- [PROVIDED MATERIAL]
┌──
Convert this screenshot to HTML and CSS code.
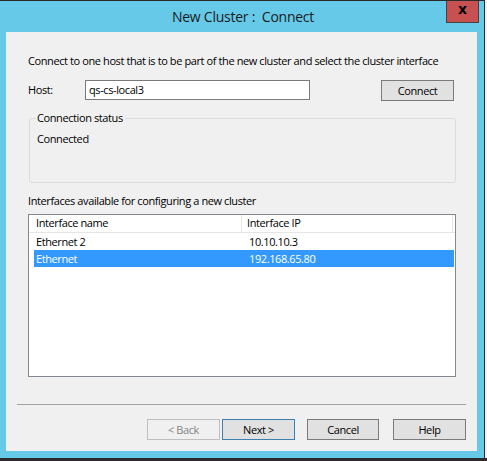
FILE: index.html
```html
<!DOCTYPE html>
<html>
<head>
<meta charset="utf-8">
<link rel="stylesheet" href="styles.css">
</head>
<body>
<div class="screen">
  <div class="window">
    <div class="titlebar">
      <div class="title">New Cluster :&nbsp; Connect</div>
      <div class="close">x</div>
    </div>
    <div class="content">
      <div class="intro">Connect to one host that is to be part of the new cluster and select the cluster interface</div>
      <div class="host-row">
        <span class="host-label">Host:</span>
        <div class="host-input">qs-cs-local3</div>
        <div class="btn connect-btn">Connect</div>
      </div>
      <fieldset class="status">
        <legend>Connection status</legend>
        <div class="status-text">Connected</div>
      </fieldset>
      <div class="list-label">Interfaces available for configuring a new cluster</div>
      <div class="list">
        <div class="list-head">
          <div class="col1">Interface name</div>
          <div class="col2">Interface IP</div>
        </div>
        <div class="row">
          <div class="col1">Ethernet 2</div>
          <div class="col2">10.10.10.3</div>
        </div>
        <div class="row selected">
          <div class="col1">Ethernet</div>
          <div class="col2">192.168.65.80</div>
        </div>
      </div>
      <div class="separator"></div>
      <div class="buttons">
        <div class="btn disabled">&lt; Back</div>
        <div class="btn default">Next &gt;</div>
        <div class="btn gap">Cancel</div>
        <div class="btn gap">Help</div>
      </div>
    </div>
  </div>
  <div class="outside"></div>
</div>
</body>
</html>
```

FILE: styles.css
```css
* { box-sizing: border-box; }
html, body { margin: 0; padding: 0; }
body {
  width: 487px;
  height: 461px;
  background: #2b2b2b;
  font-family: "Open Sans", "Noto Sans", sans-serif;
  font-size: 11px;
  letter-spacing: -0.4px;
  color: #000;
  overflow: hidden;
}
.screen { display: flex; height: 458px; }
.window {
  width: 485px;
  height: 458px;
  background: #66c9e8;
  border-top: 1px solid #2b2b2b;
  border-right: 1px solid #2b2b2b;
  display: flex;
  flex-direction: column;
}
.outside { flex: 1; background: #f0f0f0; }
.titlebar {
  position: relative;
  height: 31px;
  display: flex;
  align-items: center;
  justify-content: center;
}
.title {
  font-size: 14px;
  letter-spacing: -0.25px;
  color: #1b1b1b;
  margin-top: -1px;
  margin-left: 2px;
}
.close {
  position: absolute;
  left: 446px;
  top: 0;
  width: 33px;
  height: 22px;
  background: #c75050;
  border: 1px solid #444;
  border-top: none;
  color: #000;
  font-family: "DejaVu Sans", sans-serif;
  font-weight: bold;
  font-size: 14px;
  letter-spacing: 0;
  line-height: 17px;
  text-align: center;
}
.content {
  margin-left: 6px;
  width: 471px;
  height: 419px;
  background: #f0f0f0;
  padding: 21px 0 0 22px;
  display: flex;
  flex-direction: column;
}
.intro { line-height: 16px; height: 16px; white-space: nowrap; }
.host-row {
  margin-top: 11px;
  display: flex;
  align-items: flex-start;
  height: 21px;
}
.host-label { width: 57px; line-height: 20px; }
.host-input {
  width: 225px;
  height: 20px;
  background: #fff;
  border: 1px solid #7a7a7a;
  padding-left: 3px;
  line-height: 18px;
}
.btn {
  height: 21px;
  background: #e1e1e1;
  border: 1px solid #7a7a7a;
  text-align: center;
  line-height: 19px;
  width: 73px;
}
.connect-btn { margin-left: 71px; }
.status {
  margin: 10px 0 0 1px;
  width: 427px;
  height: 72px;
  border: 1px solid #dadde0;
  border-radius: 3px;
  padding: 0 0 0 7px;
  line-height: 16px;
  min-width: 0;
}
.status legend {
  padding: 0 2px 0 1px;
  margin-left: -1px;
  line-height: 14px;
}
.status-text { margin-top: 6px; }
.list-label { margin-top: 10px; line-height: 16px; }
.list {
  margin-top: 5px;
  width: 428px;
  height: 163px;
  border: 1px solid #828790;
  background: #fff;
}
.list-head {
  display: flex;
  height: 18px;
  line-height: 16px;
  border-bottom: 1px solid #e5e5e5;
}
.list-head .col1 {
  width: 213px;
  padding-left: 7px;
  border-right: 1px solid #e5e5e5;
}
.list-head .col2 {
  width: 211px;
  padding-left: 5px;
  border-right: 1px solid #e5e5e5;
}
.row {
  display: flex;
  height: 17px;
  line-height: 17px;
  margin-left: 5px;
  width: 420px;
}
.row .col1 { width: 209px; padding-left: 2px; }
.row .col2 { padding-left: 6px; }
.row.selected { background: #3399ff; color: #fff; }
.separator {
  margin: 27px 0 0 -11px;
  width: 449px;
  height: 1px;
  background: #a0a0a0;
}
.buttons {
  display: flex;
  margin: 14px 0 0 119px;
}
.btn.disabled { background: #f0f0f0; border-color: #bfbfbf; color: #838383; }
.btn.default { margin-left: 2px; border-color: #3c7fb1; }
.btn.gap { margin-left: 12px; width: 72px; }
.btn.gap + .btn.gap { margin-left: 14px; width: 73px; }
```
└──
- [BRIEF] Return each line of the data, keeping its wording exact and omitting pictures.

- [FULL OUTPUT]
Convert this screenshot to HTML and CSS code.
FILE: index.html
```html
<!DOCTYPE html>
<html>
<head>
<meta charset="utf-8">
<link rel="stylesheet" href="styles.css">
</head>
<body>
<div class="screen">
  <div class="window">
    <div class="titlebar">
      <div class="title">New Cluster :&nbsp; Connect</div>
      <div class="close">x</div>
    </div>
    <div class="content">
      <div class="intro">Connect to one host that is to be part of the new cluster and select the cluster interface</div>
      <div class="host-row">
        <span class="host-label">Host:</span>
        <div class="host-input">qs-cs-local3</div>
        <div class="btn connect-btn">Connect</div>
      </div>
      <fieldset class="status">
        <legend>Connection status</legend>
        <div class="status-text">Connected</div>
      </fieldset>
      <div class="list-label">Interfaces available for configuring a new cluster</div>
      <div class="list">
        <div class="list-head">
          <div class="col1">Interface name</div>
          <div class="col2">Interface IP</div>
        </div>
        <div class="row">
          <div class="col1">Ethernet 2</div>
          <div class="col2">10.10.10.3</div>
        </div>
        <div class="row selected">
          <div class="col1">Ethernet</div>
          <div class="col2">192.168.65.80</div>
        </div>
      </div>
      <div class="separator"></div>
      <div class="buttons">
        <div class="btn disabled">&lt; Back</div>
        <div class="btn default">Next &gt;</div>
        <div class="btn gap">Cancel</div>
        <div class="btn gap">Help</div>
      </div>
    </div>
  </div>
  <div class="outside"></div>
</div>
</body>
</html>
```

FILE: styles.css
```css
* { box-sizing: border-box; }
html, body { margin: 0; padding: 0; }
body {
  width: 487px;
  height: 461px;
  background: #2b2b2b;
  font-family: "Open Sans", "Noto Sans", sans-serif;
  font-size: 11px;
  letter-spacing: -0.4px;
  color: #000;
  overflow: hidden;
}
.screen { display: flex; height: 458px; }
.window {
  width: 485px;
  height: 458px;
  background: #66c9e8;
  border-top: 1px solid #2b2b2b;
  border-right: 1px solid #2b2b2b;
  display: flex;
  flex-direction: column;
}
.outside { flex: 1; background: #f0f0f0; }
.titlebar {
  position: relative;
  height: 31px;
  display: flex;
  align-items: center;
  justify-content: center;
}
.title {
  font-size: 14px;
  letter-spacing: -0.25px;
  color: #1b1b1b;
  margin-top: -1px;
  margin-left: 2px;
}
.close {
  position: absolute;
  left: 446px;
  top: 0;
  width: 33px;
  height: 22px;
  background: #c75050;
  border: 1px solid #444;
  border-top: none;
  color: #000;
  font-family: "DejaVu Sans", sans-serif;
  font-weight: bold;
  font-size: 14px;
  letter-spacing: 0;
  line-height: 17px;
  text-align: center;
}
.content {
  margin-left: 6px;
  width: 471px;
  height: 419px;
  background: #f0f0f0;
  padding: 21px 0 0 22px;
  display: flex;
  flex-direction: column;
}
.intro { line-height: 16px; height: 16px; white-space: nowrap; }
.host-row {
  margin-top: 11px;
  display: flex;
  align-items: flex-start;
  height: 21px;
}
.host-label { width: 57px; line-height: 20px; }
.host-input {
  width: 225px;
  height: 20px;
  background: #fff;
  border: 1px solid #7a7a7a;
  padding-left: 3px;
  line-height: 18px;
}
.btn {
  height: 21px;
  background: #e1e1e1;
  border: 1px solid #7a7a7a;
  text-align: center;
  line-height: 19px;
  width: 73px;
}
.connect-btn { margin-left: 71px; }
.status {
  margin: 10px 0 0 1px;
  width: 427px;
  height: 72px;
  border: 1px solid #dadde0;
  border-radius: 3px;
  padding: 0 0 0 7px;
  line-height: 16px;
  min-width: 0;
}
.status legend {
  padding: 0 2px 0 1px;
  margin-left: -1px;
  line-height: 14px;
}
.status-text { margin-top: 6px; }
.list-label { margin-top: 10px; line-height: 16px; }
.list {
  margin-top: 5px;
  width: 428px;
  height: 163px;
  border: 1px solid #828790;
  background: #fff;
}
.list-head {
  display: flex;
  height: 18px;
  line-height: 16px;
  border-bottom: 1px solid #e5e5e5;
}
.list-head .col1 {
  width: 213px;
  padding-left: 7px;
  border-right: 1px solid #e5e5e5;
}
.list-head .col2 {
  width: 211px;
  padding-left: 5px;
  border-right: 1px solid #e5e5e5;
}
.row {
  display: flex;
  height: 17px;
  line-height: 17px;
  margin-left: 5px;
  width: 420px;
}
.row .col1 { width: 209px; padding-left: 2px; }
.row .col2 { padding-left: 6px; }
.row.selected { background: #3399ff; color: #fff; }
.separator {
  margin: 27px 0 0 -11px;
  width: 449px;
  height: 1px;
  background: #a0a0a0;
}
.buttons {
  display: flex;
  margin: 14px 0 0 119px;
}
.btn.disabled { background: #f0f0f0; border-color: #bfbfbf; color: #838383; }
.btn.default { margin-left: 2px; border-color: #3c7fb1; }
.btn.gap { margin-left: 12px; width: 72px; }
.btn.gap + .btn.gap { margin-left: 14px; width: 73px; }
```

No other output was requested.